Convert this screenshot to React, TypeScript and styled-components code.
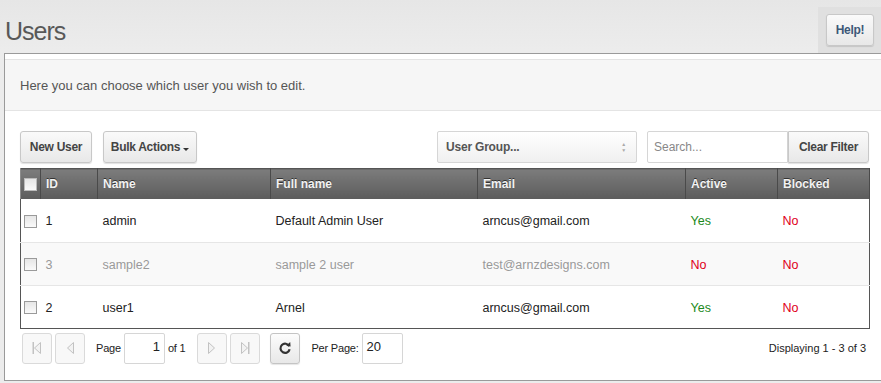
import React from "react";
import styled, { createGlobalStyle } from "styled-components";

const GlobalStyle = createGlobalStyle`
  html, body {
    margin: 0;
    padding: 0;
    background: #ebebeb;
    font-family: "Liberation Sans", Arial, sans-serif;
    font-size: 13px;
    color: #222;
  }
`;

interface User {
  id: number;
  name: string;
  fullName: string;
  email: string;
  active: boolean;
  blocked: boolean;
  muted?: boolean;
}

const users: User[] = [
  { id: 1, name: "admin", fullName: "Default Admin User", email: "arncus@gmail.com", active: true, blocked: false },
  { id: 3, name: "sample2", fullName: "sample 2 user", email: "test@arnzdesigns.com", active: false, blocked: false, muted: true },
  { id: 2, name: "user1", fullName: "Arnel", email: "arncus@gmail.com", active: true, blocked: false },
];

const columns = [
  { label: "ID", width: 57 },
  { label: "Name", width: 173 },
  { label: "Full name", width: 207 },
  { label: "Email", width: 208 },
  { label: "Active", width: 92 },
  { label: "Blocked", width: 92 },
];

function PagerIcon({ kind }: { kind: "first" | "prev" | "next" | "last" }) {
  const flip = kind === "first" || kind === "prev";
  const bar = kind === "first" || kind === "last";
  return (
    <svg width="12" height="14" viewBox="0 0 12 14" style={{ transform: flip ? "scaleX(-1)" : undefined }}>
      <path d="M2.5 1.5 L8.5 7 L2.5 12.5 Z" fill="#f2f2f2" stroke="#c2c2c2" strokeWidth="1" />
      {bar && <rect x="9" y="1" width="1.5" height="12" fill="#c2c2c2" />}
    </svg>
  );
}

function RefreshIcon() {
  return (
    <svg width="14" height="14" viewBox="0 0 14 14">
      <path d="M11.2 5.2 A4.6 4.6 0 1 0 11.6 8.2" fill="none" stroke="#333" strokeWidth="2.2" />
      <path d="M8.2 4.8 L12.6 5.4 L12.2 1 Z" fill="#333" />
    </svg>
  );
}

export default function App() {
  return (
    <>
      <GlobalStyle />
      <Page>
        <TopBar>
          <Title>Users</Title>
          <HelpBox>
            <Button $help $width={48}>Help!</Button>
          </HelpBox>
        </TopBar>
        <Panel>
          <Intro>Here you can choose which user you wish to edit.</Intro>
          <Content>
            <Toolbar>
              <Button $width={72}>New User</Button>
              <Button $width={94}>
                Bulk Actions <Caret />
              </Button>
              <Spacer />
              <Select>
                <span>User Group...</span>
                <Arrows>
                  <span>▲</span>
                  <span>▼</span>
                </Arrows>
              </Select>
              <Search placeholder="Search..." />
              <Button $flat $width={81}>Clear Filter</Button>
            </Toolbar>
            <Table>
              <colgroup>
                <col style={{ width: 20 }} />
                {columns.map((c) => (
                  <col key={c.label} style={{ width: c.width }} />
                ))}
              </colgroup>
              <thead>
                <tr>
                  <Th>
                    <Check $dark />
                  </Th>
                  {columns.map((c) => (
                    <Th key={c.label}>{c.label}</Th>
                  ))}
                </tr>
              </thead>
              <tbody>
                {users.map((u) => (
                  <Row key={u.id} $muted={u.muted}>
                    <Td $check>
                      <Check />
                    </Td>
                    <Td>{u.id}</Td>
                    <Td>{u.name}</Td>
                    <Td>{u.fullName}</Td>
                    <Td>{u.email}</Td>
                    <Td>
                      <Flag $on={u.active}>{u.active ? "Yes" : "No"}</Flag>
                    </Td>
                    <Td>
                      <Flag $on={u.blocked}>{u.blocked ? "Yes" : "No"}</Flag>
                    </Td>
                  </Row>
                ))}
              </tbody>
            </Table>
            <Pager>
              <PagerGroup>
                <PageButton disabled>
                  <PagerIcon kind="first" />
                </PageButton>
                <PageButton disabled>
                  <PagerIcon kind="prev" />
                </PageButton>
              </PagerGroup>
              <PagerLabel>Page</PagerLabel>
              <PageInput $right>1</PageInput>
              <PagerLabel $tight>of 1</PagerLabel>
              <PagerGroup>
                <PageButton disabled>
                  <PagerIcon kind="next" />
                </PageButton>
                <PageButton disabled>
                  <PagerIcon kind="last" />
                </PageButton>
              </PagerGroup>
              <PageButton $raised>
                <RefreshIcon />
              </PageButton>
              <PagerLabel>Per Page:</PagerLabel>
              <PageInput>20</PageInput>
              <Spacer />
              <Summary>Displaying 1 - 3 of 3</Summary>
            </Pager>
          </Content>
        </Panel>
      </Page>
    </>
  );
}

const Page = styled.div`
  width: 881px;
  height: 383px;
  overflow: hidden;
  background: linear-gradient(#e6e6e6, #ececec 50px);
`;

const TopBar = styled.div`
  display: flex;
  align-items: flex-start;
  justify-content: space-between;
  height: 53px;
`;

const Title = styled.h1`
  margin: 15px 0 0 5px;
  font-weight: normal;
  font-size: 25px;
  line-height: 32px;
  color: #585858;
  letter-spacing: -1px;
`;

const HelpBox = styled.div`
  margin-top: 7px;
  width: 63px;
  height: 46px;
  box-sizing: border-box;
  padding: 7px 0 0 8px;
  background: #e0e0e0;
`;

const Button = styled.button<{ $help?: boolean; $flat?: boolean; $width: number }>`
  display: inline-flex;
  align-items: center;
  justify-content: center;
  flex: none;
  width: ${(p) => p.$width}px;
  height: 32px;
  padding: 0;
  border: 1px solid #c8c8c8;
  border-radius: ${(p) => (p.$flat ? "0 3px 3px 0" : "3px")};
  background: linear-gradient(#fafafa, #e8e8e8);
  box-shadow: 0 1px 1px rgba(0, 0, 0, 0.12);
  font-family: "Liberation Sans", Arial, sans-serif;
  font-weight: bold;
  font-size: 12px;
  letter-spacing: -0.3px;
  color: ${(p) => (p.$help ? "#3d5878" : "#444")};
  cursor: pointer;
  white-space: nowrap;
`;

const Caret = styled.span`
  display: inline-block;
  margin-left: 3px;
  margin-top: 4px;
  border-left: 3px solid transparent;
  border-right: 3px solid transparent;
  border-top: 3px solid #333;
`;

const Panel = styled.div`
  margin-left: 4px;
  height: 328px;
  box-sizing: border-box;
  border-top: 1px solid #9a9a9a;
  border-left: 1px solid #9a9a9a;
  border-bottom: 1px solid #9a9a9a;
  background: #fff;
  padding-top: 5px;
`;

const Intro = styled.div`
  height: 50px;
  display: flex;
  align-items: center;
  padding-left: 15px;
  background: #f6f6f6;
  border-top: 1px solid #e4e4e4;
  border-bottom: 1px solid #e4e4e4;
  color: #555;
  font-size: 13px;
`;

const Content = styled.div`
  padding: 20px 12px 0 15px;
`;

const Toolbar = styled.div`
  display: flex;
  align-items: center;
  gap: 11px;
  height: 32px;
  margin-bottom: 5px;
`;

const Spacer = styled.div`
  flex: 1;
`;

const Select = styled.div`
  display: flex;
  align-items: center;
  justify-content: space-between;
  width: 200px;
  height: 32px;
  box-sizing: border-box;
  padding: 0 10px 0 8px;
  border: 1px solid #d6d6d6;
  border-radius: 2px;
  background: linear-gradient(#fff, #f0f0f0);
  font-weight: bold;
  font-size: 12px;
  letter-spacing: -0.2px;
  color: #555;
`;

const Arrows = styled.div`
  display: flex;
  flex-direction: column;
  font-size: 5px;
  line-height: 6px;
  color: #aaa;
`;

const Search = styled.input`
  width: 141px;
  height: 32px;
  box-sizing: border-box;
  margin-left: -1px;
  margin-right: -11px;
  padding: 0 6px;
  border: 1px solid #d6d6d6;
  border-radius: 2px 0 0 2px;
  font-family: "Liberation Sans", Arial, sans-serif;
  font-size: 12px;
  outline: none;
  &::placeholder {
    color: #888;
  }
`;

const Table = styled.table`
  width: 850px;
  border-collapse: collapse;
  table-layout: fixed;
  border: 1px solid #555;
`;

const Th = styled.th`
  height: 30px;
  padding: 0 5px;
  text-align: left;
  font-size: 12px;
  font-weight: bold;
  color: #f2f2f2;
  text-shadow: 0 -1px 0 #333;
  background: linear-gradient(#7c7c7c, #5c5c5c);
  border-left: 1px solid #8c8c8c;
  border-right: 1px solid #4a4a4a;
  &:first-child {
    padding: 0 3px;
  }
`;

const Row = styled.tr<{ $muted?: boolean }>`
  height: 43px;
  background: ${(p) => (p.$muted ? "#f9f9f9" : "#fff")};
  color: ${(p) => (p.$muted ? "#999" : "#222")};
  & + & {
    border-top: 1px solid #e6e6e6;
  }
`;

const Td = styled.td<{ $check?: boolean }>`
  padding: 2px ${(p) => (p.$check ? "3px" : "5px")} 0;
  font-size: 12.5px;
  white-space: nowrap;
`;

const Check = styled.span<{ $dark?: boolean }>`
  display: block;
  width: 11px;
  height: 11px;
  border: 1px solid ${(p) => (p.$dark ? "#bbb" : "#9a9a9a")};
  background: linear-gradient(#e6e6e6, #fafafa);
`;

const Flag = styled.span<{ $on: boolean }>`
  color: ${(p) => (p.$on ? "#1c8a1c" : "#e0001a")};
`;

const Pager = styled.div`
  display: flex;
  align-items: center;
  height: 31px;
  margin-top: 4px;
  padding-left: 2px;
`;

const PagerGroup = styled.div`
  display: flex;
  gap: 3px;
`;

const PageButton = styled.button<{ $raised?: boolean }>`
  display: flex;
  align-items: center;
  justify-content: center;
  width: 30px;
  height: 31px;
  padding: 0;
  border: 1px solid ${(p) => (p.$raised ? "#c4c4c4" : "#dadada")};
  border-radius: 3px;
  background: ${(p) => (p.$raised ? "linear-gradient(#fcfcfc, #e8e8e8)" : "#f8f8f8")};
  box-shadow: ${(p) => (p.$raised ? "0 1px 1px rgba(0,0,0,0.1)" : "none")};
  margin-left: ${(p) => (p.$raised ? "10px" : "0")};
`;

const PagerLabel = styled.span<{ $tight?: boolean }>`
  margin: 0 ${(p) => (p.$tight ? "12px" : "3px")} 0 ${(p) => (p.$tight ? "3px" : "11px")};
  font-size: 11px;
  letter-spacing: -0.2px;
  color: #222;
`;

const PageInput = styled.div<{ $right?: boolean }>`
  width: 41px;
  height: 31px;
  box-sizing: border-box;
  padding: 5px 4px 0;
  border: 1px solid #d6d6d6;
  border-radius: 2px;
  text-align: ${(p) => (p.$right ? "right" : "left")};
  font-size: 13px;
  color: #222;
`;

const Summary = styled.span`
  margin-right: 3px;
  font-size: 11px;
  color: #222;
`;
——
REQUEST:
Pick out each line that holds the string "React".

RESPONSE:
Convert this screenshot to React, TypeScript and styled-components code.
import React from "react";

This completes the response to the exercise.